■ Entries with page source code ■
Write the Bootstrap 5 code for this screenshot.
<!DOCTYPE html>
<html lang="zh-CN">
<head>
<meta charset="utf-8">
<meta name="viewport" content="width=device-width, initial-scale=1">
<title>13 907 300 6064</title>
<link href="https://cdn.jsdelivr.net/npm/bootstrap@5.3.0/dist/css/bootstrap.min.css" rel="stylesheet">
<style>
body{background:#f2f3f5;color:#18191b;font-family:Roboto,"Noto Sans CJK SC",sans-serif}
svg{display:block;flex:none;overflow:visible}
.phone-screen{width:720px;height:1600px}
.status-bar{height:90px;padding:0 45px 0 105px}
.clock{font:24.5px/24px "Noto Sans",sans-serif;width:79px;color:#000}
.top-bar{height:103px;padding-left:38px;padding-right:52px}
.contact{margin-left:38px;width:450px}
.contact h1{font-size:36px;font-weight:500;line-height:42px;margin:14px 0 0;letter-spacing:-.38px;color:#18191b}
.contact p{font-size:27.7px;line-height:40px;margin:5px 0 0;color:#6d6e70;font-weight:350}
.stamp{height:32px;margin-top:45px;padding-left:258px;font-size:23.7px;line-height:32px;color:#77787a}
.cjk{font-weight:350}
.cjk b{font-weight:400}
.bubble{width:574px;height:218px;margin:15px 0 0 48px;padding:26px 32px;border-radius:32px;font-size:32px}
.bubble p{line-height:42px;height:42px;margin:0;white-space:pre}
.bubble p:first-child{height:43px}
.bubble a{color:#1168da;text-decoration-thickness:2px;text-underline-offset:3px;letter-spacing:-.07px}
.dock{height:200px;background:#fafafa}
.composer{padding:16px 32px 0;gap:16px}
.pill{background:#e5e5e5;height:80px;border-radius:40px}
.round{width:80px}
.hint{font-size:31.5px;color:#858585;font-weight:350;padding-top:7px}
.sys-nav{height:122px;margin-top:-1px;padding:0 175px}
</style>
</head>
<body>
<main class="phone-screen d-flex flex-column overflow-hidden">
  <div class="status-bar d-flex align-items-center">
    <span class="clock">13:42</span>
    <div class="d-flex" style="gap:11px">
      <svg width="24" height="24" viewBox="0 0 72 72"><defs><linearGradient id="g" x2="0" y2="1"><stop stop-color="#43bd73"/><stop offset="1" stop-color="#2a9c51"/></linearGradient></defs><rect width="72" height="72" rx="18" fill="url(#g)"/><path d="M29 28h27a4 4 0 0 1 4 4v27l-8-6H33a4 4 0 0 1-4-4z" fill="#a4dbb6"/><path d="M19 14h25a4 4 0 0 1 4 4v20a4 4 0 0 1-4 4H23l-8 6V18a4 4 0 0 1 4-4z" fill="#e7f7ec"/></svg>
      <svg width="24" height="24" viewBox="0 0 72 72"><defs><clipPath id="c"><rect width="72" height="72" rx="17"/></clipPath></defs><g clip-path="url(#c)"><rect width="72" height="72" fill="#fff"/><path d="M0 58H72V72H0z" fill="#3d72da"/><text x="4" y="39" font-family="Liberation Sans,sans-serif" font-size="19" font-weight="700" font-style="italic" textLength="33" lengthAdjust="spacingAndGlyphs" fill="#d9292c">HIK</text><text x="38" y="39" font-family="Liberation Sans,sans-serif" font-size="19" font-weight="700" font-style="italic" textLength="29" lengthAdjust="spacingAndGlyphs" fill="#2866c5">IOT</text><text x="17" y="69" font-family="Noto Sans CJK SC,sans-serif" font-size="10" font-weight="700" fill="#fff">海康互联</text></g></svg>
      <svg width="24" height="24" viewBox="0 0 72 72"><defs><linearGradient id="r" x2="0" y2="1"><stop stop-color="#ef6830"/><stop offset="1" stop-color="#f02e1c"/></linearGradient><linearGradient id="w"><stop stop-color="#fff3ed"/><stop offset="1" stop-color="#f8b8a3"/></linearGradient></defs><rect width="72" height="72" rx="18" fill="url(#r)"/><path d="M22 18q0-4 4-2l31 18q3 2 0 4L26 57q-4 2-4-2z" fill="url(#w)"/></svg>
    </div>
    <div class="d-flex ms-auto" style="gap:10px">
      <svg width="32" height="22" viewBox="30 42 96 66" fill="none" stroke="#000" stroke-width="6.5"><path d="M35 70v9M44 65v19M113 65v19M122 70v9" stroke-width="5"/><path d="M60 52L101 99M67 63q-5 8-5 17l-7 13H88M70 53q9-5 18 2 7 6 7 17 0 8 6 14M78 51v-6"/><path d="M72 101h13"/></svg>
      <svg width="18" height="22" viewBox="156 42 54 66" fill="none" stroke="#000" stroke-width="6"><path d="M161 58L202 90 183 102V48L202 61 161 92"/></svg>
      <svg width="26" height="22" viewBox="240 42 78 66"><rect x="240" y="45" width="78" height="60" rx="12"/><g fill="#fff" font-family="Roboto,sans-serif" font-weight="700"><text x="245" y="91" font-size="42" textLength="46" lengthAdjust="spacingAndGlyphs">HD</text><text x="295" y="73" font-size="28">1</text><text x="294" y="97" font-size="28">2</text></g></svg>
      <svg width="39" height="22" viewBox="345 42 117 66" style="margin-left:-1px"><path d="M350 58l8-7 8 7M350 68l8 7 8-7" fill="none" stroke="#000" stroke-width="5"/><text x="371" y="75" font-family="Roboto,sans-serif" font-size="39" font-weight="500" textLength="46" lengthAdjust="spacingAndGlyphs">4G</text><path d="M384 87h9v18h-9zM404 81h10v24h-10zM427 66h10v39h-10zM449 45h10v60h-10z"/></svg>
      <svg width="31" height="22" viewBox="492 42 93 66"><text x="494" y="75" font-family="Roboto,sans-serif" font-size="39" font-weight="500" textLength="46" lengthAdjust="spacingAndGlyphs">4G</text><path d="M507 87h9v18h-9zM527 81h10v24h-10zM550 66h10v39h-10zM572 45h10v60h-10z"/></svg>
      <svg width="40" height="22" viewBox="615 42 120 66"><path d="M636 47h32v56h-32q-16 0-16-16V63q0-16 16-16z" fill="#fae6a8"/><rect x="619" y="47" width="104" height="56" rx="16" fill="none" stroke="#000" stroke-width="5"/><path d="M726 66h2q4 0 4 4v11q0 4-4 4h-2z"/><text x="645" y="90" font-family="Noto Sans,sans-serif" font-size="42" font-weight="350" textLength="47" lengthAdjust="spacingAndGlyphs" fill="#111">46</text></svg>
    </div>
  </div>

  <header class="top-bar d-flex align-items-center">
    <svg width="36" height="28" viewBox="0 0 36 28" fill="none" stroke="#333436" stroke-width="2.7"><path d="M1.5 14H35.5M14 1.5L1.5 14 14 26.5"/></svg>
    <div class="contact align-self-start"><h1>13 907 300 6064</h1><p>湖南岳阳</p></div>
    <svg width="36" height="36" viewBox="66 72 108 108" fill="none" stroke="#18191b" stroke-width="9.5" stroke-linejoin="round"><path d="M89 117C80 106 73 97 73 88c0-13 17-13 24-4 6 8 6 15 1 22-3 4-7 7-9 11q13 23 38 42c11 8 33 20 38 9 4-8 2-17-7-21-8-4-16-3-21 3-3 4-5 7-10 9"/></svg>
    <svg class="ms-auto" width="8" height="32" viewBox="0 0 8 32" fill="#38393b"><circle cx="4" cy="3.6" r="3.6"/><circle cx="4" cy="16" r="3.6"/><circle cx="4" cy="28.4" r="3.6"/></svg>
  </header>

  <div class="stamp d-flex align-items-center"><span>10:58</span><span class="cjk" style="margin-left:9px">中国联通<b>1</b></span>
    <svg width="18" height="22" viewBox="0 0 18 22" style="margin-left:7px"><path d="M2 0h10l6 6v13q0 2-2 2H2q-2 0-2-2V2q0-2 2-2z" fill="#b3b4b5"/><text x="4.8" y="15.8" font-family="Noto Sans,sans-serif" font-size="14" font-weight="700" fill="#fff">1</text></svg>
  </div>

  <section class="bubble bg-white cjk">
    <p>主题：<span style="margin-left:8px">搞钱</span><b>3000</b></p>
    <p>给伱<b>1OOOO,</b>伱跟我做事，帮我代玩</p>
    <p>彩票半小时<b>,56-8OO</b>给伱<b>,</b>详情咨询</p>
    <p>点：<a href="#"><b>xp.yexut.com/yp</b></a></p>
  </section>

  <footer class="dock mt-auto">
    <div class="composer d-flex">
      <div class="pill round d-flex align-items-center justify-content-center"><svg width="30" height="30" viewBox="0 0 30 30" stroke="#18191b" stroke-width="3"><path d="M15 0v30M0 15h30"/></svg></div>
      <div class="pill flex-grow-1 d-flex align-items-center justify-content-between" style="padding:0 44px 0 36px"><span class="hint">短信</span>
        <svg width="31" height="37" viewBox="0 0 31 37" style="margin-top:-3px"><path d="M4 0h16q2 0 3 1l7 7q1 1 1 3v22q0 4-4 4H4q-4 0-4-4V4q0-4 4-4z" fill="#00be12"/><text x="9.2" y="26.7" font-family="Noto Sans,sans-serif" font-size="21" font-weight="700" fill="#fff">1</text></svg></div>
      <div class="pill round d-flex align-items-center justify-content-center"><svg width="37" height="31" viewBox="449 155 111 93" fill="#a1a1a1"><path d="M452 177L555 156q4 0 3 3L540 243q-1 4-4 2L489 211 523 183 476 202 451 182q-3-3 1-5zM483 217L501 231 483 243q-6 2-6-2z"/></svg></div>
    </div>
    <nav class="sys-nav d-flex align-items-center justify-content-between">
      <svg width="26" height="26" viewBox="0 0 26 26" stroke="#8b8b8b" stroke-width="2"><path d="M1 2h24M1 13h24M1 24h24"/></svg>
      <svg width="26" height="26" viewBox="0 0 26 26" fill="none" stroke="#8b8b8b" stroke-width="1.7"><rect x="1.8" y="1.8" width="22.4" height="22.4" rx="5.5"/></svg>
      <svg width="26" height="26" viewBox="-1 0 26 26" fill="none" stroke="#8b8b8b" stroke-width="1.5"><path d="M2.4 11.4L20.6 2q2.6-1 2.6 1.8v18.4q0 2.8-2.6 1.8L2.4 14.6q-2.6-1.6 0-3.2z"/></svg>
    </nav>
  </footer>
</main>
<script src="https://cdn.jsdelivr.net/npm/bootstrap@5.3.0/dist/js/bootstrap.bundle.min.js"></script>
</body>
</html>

...

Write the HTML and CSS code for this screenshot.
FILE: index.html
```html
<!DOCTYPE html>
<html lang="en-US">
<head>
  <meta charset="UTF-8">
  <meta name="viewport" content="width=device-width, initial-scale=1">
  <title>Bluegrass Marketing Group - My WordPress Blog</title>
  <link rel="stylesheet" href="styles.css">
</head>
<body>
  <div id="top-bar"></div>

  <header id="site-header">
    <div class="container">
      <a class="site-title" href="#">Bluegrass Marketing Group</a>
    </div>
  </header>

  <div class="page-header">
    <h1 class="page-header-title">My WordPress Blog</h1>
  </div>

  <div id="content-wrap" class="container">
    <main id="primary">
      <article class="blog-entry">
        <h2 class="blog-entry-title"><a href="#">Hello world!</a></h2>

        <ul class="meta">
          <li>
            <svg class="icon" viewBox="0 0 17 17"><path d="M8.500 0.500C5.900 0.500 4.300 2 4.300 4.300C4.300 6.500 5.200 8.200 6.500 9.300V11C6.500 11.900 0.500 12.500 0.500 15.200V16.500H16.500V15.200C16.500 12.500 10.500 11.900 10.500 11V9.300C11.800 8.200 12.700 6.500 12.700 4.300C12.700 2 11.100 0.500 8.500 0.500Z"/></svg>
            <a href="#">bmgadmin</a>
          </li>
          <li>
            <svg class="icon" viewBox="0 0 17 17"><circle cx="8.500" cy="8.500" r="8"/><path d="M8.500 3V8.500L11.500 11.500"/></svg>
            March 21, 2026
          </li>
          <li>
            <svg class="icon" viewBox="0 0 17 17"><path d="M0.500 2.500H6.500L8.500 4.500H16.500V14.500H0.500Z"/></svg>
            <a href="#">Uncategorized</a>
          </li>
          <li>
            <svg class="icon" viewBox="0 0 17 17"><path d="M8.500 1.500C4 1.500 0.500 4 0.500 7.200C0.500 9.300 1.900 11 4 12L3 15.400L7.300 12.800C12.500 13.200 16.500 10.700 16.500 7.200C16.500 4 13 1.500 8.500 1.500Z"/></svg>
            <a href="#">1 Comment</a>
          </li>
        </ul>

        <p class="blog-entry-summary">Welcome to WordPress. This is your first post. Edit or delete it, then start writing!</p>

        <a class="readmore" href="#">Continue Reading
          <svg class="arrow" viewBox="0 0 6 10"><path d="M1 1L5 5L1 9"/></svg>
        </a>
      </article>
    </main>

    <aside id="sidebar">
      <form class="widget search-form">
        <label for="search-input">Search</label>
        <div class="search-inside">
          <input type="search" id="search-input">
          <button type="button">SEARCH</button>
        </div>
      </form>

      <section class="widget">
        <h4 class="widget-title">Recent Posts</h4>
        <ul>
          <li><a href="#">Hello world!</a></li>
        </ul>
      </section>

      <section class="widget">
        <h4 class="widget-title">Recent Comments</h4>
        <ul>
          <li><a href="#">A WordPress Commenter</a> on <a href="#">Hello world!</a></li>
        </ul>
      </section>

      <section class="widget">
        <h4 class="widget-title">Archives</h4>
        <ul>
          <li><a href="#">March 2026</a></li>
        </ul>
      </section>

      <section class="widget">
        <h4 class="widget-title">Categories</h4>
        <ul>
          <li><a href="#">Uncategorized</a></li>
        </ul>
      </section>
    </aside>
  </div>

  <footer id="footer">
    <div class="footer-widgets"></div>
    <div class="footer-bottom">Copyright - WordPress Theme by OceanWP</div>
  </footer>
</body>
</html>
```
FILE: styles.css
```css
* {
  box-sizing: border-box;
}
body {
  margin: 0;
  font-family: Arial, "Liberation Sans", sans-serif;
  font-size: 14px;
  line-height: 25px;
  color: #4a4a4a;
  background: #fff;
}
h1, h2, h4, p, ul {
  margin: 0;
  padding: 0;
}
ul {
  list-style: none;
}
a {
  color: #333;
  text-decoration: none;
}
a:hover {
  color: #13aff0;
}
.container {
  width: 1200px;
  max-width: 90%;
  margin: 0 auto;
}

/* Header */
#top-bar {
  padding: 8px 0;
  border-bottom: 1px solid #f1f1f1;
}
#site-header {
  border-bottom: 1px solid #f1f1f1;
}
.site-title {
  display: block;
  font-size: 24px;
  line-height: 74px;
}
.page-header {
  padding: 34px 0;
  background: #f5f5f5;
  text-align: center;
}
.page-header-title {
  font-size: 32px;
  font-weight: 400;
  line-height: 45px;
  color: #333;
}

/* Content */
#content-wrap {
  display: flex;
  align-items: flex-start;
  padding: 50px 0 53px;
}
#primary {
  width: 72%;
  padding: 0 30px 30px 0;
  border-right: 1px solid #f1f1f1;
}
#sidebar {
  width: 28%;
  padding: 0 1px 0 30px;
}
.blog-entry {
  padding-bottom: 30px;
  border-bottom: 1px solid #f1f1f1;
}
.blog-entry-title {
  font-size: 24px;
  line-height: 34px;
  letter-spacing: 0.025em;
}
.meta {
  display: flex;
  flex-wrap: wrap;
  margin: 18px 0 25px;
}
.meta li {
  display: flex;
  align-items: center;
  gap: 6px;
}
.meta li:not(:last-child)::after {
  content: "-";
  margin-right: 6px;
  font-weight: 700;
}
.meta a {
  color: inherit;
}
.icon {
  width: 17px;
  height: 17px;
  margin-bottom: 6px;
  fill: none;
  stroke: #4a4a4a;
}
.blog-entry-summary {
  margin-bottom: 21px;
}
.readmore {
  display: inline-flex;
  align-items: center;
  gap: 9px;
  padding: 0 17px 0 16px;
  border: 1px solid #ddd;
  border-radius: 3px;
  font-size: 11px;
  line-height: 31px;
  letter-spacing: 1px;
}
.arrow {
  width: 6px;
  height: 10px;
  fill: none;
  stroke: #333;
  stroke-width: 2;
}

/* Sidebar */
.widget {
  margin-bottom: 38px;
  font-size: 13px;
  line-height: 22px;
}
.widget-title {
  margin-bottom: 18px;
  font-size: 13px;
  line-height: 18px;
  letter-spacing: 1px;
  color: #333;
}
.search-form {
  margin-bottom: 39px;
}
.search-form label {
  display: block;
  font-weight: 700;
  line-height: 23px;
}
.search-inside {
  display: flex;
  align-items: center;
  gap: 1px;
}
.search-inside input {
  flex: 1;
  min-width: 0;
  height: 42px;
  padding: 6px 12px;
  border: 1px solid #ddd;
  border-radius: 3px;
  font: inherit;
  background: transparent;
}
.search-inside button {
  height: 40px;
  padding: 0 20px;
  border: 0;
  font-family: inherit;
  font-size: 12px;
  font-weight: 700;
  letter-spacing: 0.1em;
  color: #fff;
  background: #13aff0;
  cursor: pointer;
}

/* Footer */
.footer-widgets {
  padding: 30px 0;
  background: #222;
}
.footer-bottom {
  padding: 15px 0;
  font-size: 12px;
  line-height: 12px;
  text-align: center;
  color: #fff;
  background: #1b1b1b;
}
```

■ Exercise ■
Identify the lines above with the word "screenshot". Copy them.

■ Right answer ■
Write the Bootstrap 5 code for this screenshot.
Write the HTML and CSS code for this screenshot.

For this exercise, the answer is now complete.